Baharları severim dedi
Oysa hiç bahar uğramamış ömründe
Beyaz saçları süzülürken alın çizgilerinde
Sırtının kamburunda yoldaş olmuş bastonunda
Gözlerinin kuytusunda
80 yılın sayfaları tek tek çevrildi çevirdikçe zaman aktı gitti tutamadığı yılları gibi. Yaşanmışlıklar, sevinçler, hüzünler, gurbet, acı ne çok şey birikmişti heybede. Heybede biriken her şey kamburunu biraz daha belli etmişti. Kambur sırtından çok yüreğine çöreklenmiş. Yitirdikleri, yolda bıraktıkları, geriye dönüp bakamadıkları.
80 yıl dile kolay söylemesi yükte hafif ama gönülde ağır. Dilinde her cümle sonunda bugünümüze şükür. Ötelerde sanki bakışları sanki çoktan kavuşmuş en sevdiğiyle sanki bedeni zorunlu bir bekleyişte. Kimsesiz değildi çünkü o çoktan bulmuştu sahibini.
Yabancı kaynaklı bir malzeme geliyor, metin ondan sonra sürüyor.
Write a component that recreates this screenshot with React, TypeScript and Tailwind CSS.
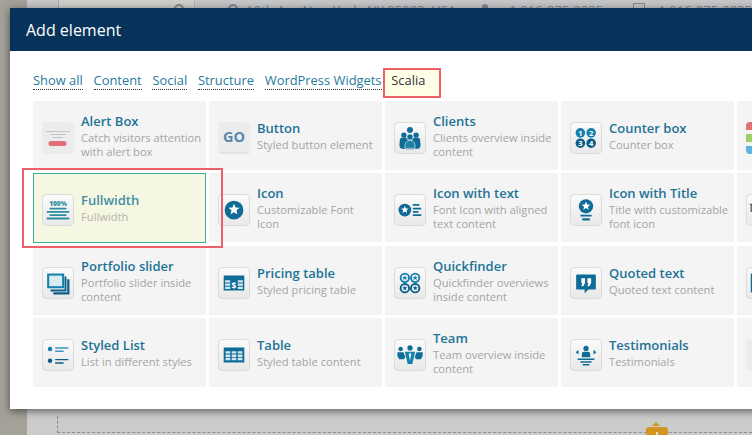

Teslim olmuştu bir tek onun önünde eğilirken onunla buluşurken ağır gelmiyordu kamburu. Teslim oluşu, bir annenin kucağındaki bebeğin huzuru ve en derinlerden gelen gözyaşları… Onu sevdiğiyle buluşurken izlemek zaman ve mekandan soyutlanmak demekti. Kendi iç dünyandaki hesapları bir kenara koymaktı.
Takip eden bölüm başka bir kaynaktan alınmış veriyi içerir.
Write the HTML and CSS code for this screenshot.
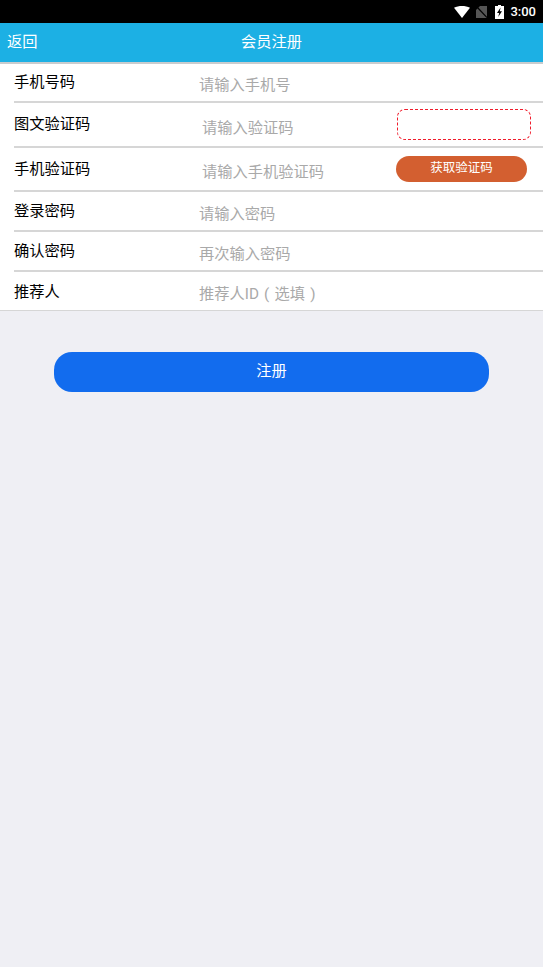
FILE: index.html
```html
<!DOCTYPE html>
<html lang="zh">
<head>
    <meta charset="utf-8">
    <title>会员注册</title>
    <link rel="stylesheet" href="styles.css">
</head>
<body>
    <div class="status-bar">
        <svg class="status-icon" width="16" height="12" viewBox="0 0 16 12"><path d="M0 1.8 C4.5 -0.6 11.5 -0.6 16 1.8 L8 12 Z" fill="#fff"/></svg>
        <svg class="status-icon status-sim" width="11" height="12" viewBox="0 0 11 12"><path d="M4 0 H11 V12 H0 V4 Z" fill="#555"/><path d="M0.5 0.5 L11 11.5" stroke="#000" stroke-width="1.2"/></svg>
        <svg class="status-icon" width="9" height="14" viewBox="0 0 9 14"><path d="M3 0 H6 V1 H9 V14 H0 V1 H3 Z" fill="#fff"/><path d="M5.6 2.5 L2 8 H4.2 L3.2 12 L7 6.2 H4.8 Z" fill="#000"/></svg>
        <span class="status-time">3:00</span>
    </div>

    <div class="header">
        <span class="header-back">返回</span>
        <span class="header-title">会员注册</span>
    </div>

    <div class="form">
        <div class="row row-phone">
            <span class="row-label">手机号码</span>
            <input class="row-input" type="text" placeholder="请输入手机号">
        </div>
        <div class="row row-captcha">
            <span class="row-label">图文验证码</span>
            <input class="row-input row-input-code" type="text" placeholder="请输入验证码">
            <div class="captcha"></div>
        </div>
        <div class="row row-sms">
            <span class="row-label">手机验证码</span>
            <input class="row-input row-input-code" type="text" placeholder="请输入手机验证码">
            <button class="sms-button">获取验证码</button>
        </div>
        <div class="row row-plain">
            <span class="row-label">登录密码</span>
            <input class="row-input" type="text" placeholder="请输入密码">
        </div>
        <div class="row row-plain">
            <span class="row-label">确认密码</span>
            <input class="row-input" type="text" placeholder="再次输入密码">
        </div>
        <div class="row row-last">
            <span class="row-label">推荐人</span>
            <input class="row-input" type="text" placeholder="推荐人ID&#8196;(&#8196;选填&#8196;)">
        </div>
    </div>

    <div class="submit-wrap">
        <button class="submit-button">注册</button>
    </div>
</body>
</html>
```

FILE: styles.css
```css
html, body
{
    margin: 0;
    height: 100%;
}

body
{
    width: 543px;
    height: 967px;
    overflow: hidden;
    background-color: #efeff4;
    font-family: "Roboto", "Noto Sans CJK SC", sans-serif;
    font-size: 15.25px;
}

.status-bar
{
    height: 23px;
    background-color: #000;
    display: flex;
    align-items: center;
    justify-content: flex-end;
    padding-right: 7px;
}

.status-icon
{
    margin-right: 6px;
    flex: none;
}

.status-sim
{
    margin-right: 8px;
}

.status-time
{
    color: #fff;
    font-size: 13px;
    font-weight: 500;
}

.header
{
    height: 33px;
    padding-bottom: 6px;
    background-color: #1cb0e4;
    color: #fff;
    display: flex;
    align-items: center;
    justify-content: center;
    position: relative;
    border-bottom: 2px solid #c9ccce;
}

.header-back
{
    position: absolute;
    left: 7px;
}

.form
{
    background-color: #fff;
    border-bottom: 1px solid #d6d6d6;
    padding-left: 14px;
}

.row
{
    display: flex;
    align-items: center;
    border-bottom: 2px solid #d6d6d6;
    box-sizing: border-box;
}

.row-phone
{
    height: 39px;
}

.row-captcha
{
    height: 45px;
}

.row-sms
{
    height: 44px;
}

.row-plain
{
    height: 40px;
}

.row-last
{
    height: 38px;
    border-bottom: none;
}

.row-label
{
    width: 185px;
    flex: none;
    color: #000;
    margin-top: -5px;
}

.row-last .row-label
{
    margin-top: -3px;
}

.row-input
{
    flex: none;
    width: 190px;
    border: none;
    outline: none;
    padding: 0;
    background: none;
    font-family: inherit;
    font-size: 15.25px;
    margin-top: 5px;
}

.row-input::placeholder
{
    color: #a9a9a9;
}

.row-input-code
{
    margin-left: 3px;
    margin-top: 6px;
}

.captcha
{
    width: 134px;
    height: 31px;
    box-sizing: border-box;
    border: 1px dashed #f01c2c;
    border-radius: 8px;
    margin-left: 5px;
}

.sms-button
{
    width: 131px;
    height: 26px;
    border: none;
    border-radius: 13px;
    background-color: #d35f30;
    color: #fff;
    font-family: inherit;
    font-size: 12.5px;
    padding: 0 0 5px;
    margin-left: 4px;
    margin-top: -1px;
}

.submit-wrap
{
    display: flex;
    justify-content: center;
    padding-top: 41px;
}

.submit-button
{
    width: 435px;
    height: 40px;
    border: none;
    border-radius: 18px;
    background-color: #126cee;
    color: #fff;
    font-family: inherit;
    font-size: 15.25px;
    padding: 0 0 7px;
}
```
Gençliğini sorduğunda dalardı uzaklara. Ömrüm baharı derdi. Dizlerin dermanı gençlik. Sürgünler, mahpusluklar, ayrılıklarla dolu ama ağızda kalan tat burukta olsa hoş. Kitaplarım derdi en çok onlara yanar içim. Kimi bir sobaya har oldu kimi gölün dibinde sırra kadem. Arkadaşlarım derdi uzun uzun susardı. Maviden griye dönerdi sanki gözleri. Hüzün bulutları gelir otururdu göz bebeklerine. Sordukça bulutlar sağanak olup yağardı yanaklarına. Vefa derdi vefa başkaydı. Çekilen bütün çilelere su serperdi dostların selamı. Dağılsakta dört bir yana bilirdik dua olurduk avuçlarda. Hepsi birer birer terk ettiler bu dünyayı. Bir ben kaldım yalanında… Ben de gün saymaktayım tahliyeye. İçimde bir yerlerde bir sızı başlardı o konuştukça. Keşke derdim zamanda yolculuk olsa gitsem yaşadığı her saniyeye şahit olsam.
Biz zamane çocukları bihaber kalmışız vefadan. Baharları beklerken güneşten şikâyet ederiz. Ayazı sevmeyiz kışa küseriz. Ah 80 yıllık ömre asırlar sığdıran yiğit okusak seni satır satır erir mi vicdanlardaki buz?